==== TASK INPUT ====
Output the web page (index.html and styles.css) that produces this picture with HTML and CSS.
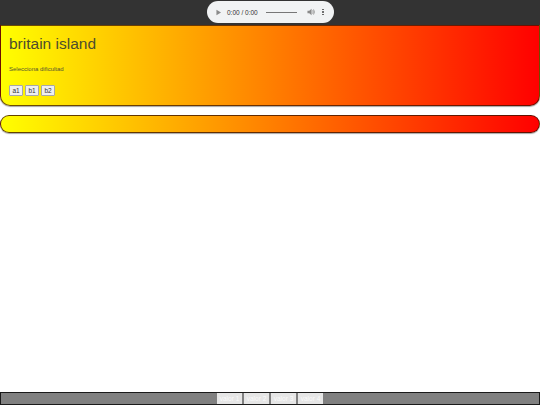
FILE: index.html
```html
<!DOCTYPE html>
<html>
<head>
<meta charset="utf-8">
<link rel="stylesheet" href="styles.css">
</head>
<body>
<div class="page">
  <header class="topbar">
    <div class="player">
      <svg class="play" width="6" height="7" viewBox="0 0 6 7"><path d="M0.5 0.5 L5.5 3.5 L0.5 6.5 Z" fill="#8a8a8a"/></svg>
      <span class="time">0:00 / 0:00</span>
      <span class="track"></span>
      <svg class="vol" width="9" height="8" viewBox="0 0 9 8"><path d="M0.5 2.5 H2.5 L5 0.5 V7.5 L2.5 5.5 H0.5 Z" fill="#8a8a8a"/><path d="M6.2 2.2 Q7.4 4 6.2 5.8" stroke="#8a8a8a" stroke-width="0.9" fill="none"/><path d="M7.2 1.2 Q9 4 7.2 6.8" stroke="#8a8a8a" stroke-width="0.9" fill="none"/></svg>
      <span class="dots"><i></i><i></i><i></i></span>
    </div>
  </header>
  <section class="card">
    <h1 class="title">britain island</h1>
    <p class="subtitle">Selecciona dificultad</p>
    <div class="levels">
      <button class="level">a1</button>
      <button class="level">b1</button>
      <button class="level">b2</button>
    </div>
  </section>
  <div class="progress"></div>
  <footer class="footer">
    <button class="val">valor 1</button>
    <button class="val">valor 2</button>
    <button class="val">valor 3</button>
    <button class="val">valor 4</button>
  </footer>
</div>
</body>
</html>
```
FILE: styles.css
```css
html, body {
  margin: 0;
  padding: 0;
  background: #fff;
  font-family: "Liberation Sans", Arial, sans-serif;
}
.page {
  display: flex;
  flex-direction: column;
  min-height: 405px;
}
.topbar {
  height: 25px;
  background: #333;
  display: flex;
  justify-content: center;
  align-items: flex-start;
}
.player {
  margin-top: 1px;
  width: 127px;
  height: 22px;
  box-sizing: border-box;
  background: #f1f3f4;
  border-radius: 11px;
  display: flex;
  align-items: center;
  padding: 0 10px 0 9px;
}
.play { margin-right: 6px; }
.time {
  font-size: 6.5px;
  color: #333;
  margin-right: 8px;
  white-space: nowrap;
}
.track {
  width: 34px;
  height: 1px;
  background: #777;
  margin-right: 10px;
}
.vol { margin-right: 7px; }
.dots {
  display: flex;
  flex-direction: column;
  gap: 1px;
}
.dots i {
  display: block;
  width: 1.6px;
  height: 1.6px;
  border-radius: 50%;
  background: #555;
}
.card {
  height: 81px;
  box-sizing: border-box;
  border: 1px solid rgba(60, 20, 0, 0.75);
  border-radius: 0 0 10px 10px;
  background: linear-gradient(to right, #ffff00, #ff0000);
  box-shadow: 0 1px 1px rgba(0, 0, 0, 0.35);
  padding: 9px 9px 0 8px;
  color: #4a4a30;
}
.title {
  margin: 0;
  font-weight: normal;
  font-size: 15.5px;
  line-height: 18px;
  color: #4d4d2e;
}
.subtitle {
  margin: 12px 0 0 0;
  font-size: 6px;
  line-height: 8px;
  color: #555530;
}
.levels {
  display: flex;
  gap: 2px;
  margin-top: 12px;
}
.level {
  font-family: "Liberation Sans", Arial, sans-serif;
  font-size: 6.5px;
  height: 11px;
  padding: 0;
  width: 14px;
  background: #efefef;
  border: 1px solid #a8a8a8;
  border-radius: 1px;
  color: #333;
  line-height: 9px;
}
.progress {
  margin-top: 9px;
  height: 18px;
  box-sizing: border-box;
  border: 1px solid rgba(60, 20, 0, 0.8);
  border-radius: 9px;
  background: linear-gradient(to right, #ffff00, #ff0000);
  box-shadow: 0 1px 1px rgba(0, 0, 0, 0.35);
}
.footer {
  margin-top: auto;
  height: 13px;
  box-sizing: border-box;
  background: #808080;
  border: 1px solid #1a1a1a;
  display: flex;
  justify-content: center;
  align-items: center;
  gap: 2px;
}
.val {
  font-family: "Liberation Sans", Arial, sans-serif;
  font-size: 6.5px;
  height: 11px;
  width: 25px;
  padding: 0;
  border: none;
  background: #e6e6e6;
  color: #fafafa;
  line-height: 11px;
}
```
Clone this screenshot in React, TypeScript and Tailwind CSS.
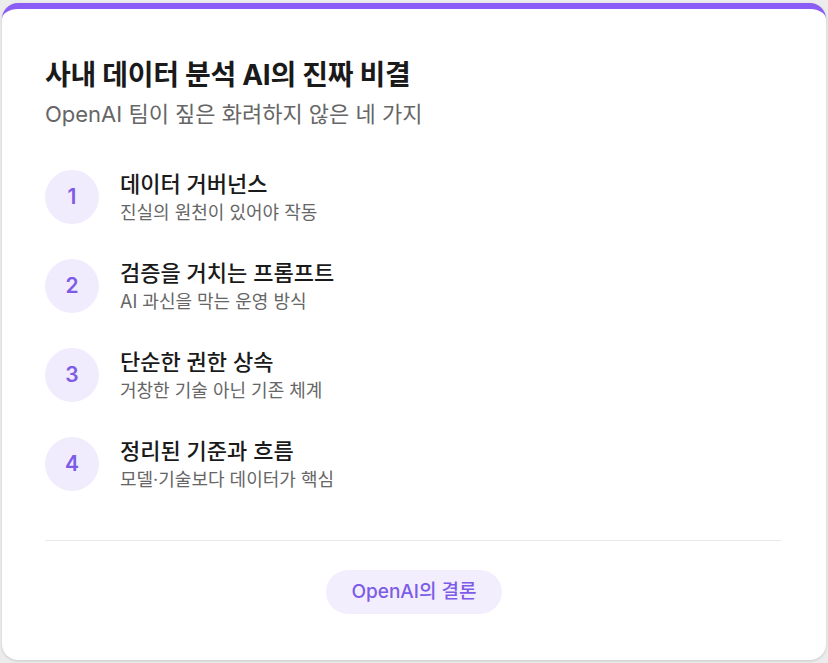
====
### THE TASK
Reproduce the records, all of them, word for word; omit the pictures.

### FINAL RESULT
Output the web page (index.html and styles.css) that produces this picture with HTML and CSS.
FILE: index.html
```html
<!DOCTYPE html>
<html>
<head>
<meta charset="utf-8">
<link rel="stylesheet" href="styles.css">
</head>
<body>
<div class="page">
  <header class="topbar">
    <div class="player">
      <svg class="play" width="6" height="7" viewBox="0 0 6 7"><path d="M0.5 0.5 L5.5 3.5 L0.5 6.5 Z" fill="#8a8a8a"/></svg>
      <span class="time">0:00 / 0:00</span>
      <span class="track"></span>
      <svg class="vol" width="9" height="8" viewBox="0 0 9 8"><path d="M0.5 2.5 H2.5 L5 0.5 V7.5 L2.5 5.5 H0.5 Z" fill="#8a8a8a"/><path d="M6.2 2.2 Q7.4 4 6.2 5.8" stroke="#8a8a8a" stroke-width="0.9" fill="none"/><path d="M7.2 1.2 Q9 4 7.2 6.8" stroke="#8a8a8a" stroke-width="0.9" fill="none"/></svg>
      <span class="dots"><i></i><i></i><i></i></span>
    </div>
  </header>
  <section class="card">
    <h1 class="title">britain island</h1>
    <p class="subtitle">Selecciona dificultad</p>
    <div class="levels">
      <button class="level">a1</button>
      <button class="level">b1</button>
      <button class="level">b2</button>
    </div>
  </section>
  <div class="progress"></div>
  <footer class="footer">
    <button class="val">valor 1</button>
    <button class="val">valor 2</button>
    <button class="val">valor 3</button>
    <button class="val">valor 4</button>
  </footer>
</div>
</body>
</html>
```
FILE: styles.css
```css
html, body {
  margin: 0;
  padding: 0;
  background: #fff;
  font-family: "Liberation Sans", Arial, sans-serif;
}
.page {
  display: flex;
  flex-direction: column;
  min-height: 405px;
}
.topbar {
  height: 25px;
  background: #333;
  display: flex;
  justify-content: center;
  align-items: flex-start;
}
.player {
  margin-top: 1px;
  width: 127px;
  height: 22px;
  box-sizing: border-box;
  background: #f1f3f4;
  border-radius: 11px;
  display: flex;
  align-items: center;
  padding: 0 10px 0 9px;
}
.play { margin-right: 6px; }
.time {
  font-size: 6.5px;
  color: #333;
  margin-right: 8px;
  white-space: nowrap;
}
.track {
  width: 34px;
  height: 1px;
  background: #777;
  margin-right: 10px;
}
.vol { margin-right: 7px; }
.dots {
  display: flex;
  flex-direction: column;
  gap: 1px;
}
.dots i {
  display: block;
  width: 1.6px;
  height: 1.6px;
  border-radius: 50%;
  background: #555;
}
.card {
  height: 81px;
  box-sizing: border-box;
  border: 1px solid rgba(60, 20, 0, 0.75);
  border-radius: 0 0 10px 10px;
  background: linear-gradient(to right, #ffff00, #ff0000);
  box-shadow: 0 1px 1px rgba(0, 0, 0, 0.35);
  padding: 9px 9px 0 8px;
  color: #4a4a30;
}
.title {
  margin: 0;
  font-weight: normal;
  font-size: 15.5px;
  line-height: 18px;
  color: #4d4d2e;
}
.subtitle {
  margin: 12px 0 0 0;
  font-size: 6px;
  line-height: 8px;
  color: #555530;
}
.levels {
  display: flex;
  gap: 2px;
  margin-top: 12px;
}
.level {
  font-family: "Liberation Sans", Arial, sans-serif;
  font-size: 6.5px;
  height: 11px;
  padding: 0;
  width: 14px;
  background: #efefef;
  border: 1px solid #a8a8a8;
  border-radius: 1px;
  color: #333;
  line-height: 9px;
}
.progress {
  margin-top: 9px;
  height: 18px;
  box-sizing: border-box;
  border: 1px solid rgba(60, 20, 0, 0.8);
  border-radius: 9px;
  background: linear-gradient(to right, #ffff00, #ff0000);
  box-shadow: 0 1px 1px rgba(0, 0, 0, 0.35);
}
.footer {
  margin-top: auto;
  height: 13px;
  box-sizing: border-box;
  background: #808080;
  border: 1px solid #1a1a1a;
  display: flex;
  justify-content: center;
  align-items: center;
  gap: 2px;
}
.val {
  font-family: "Liberation Sans", Arial, sans-serif;
  font-size: 6.5px;
  height: 11px;
  width: 25px;
  padding: 0;
  border: none;
  background: #e6e6e6;
  color: #fafafa;
  line-height: 11px;
}
```
Clone this screenshot in React, TypeScript and Tailwind CSS.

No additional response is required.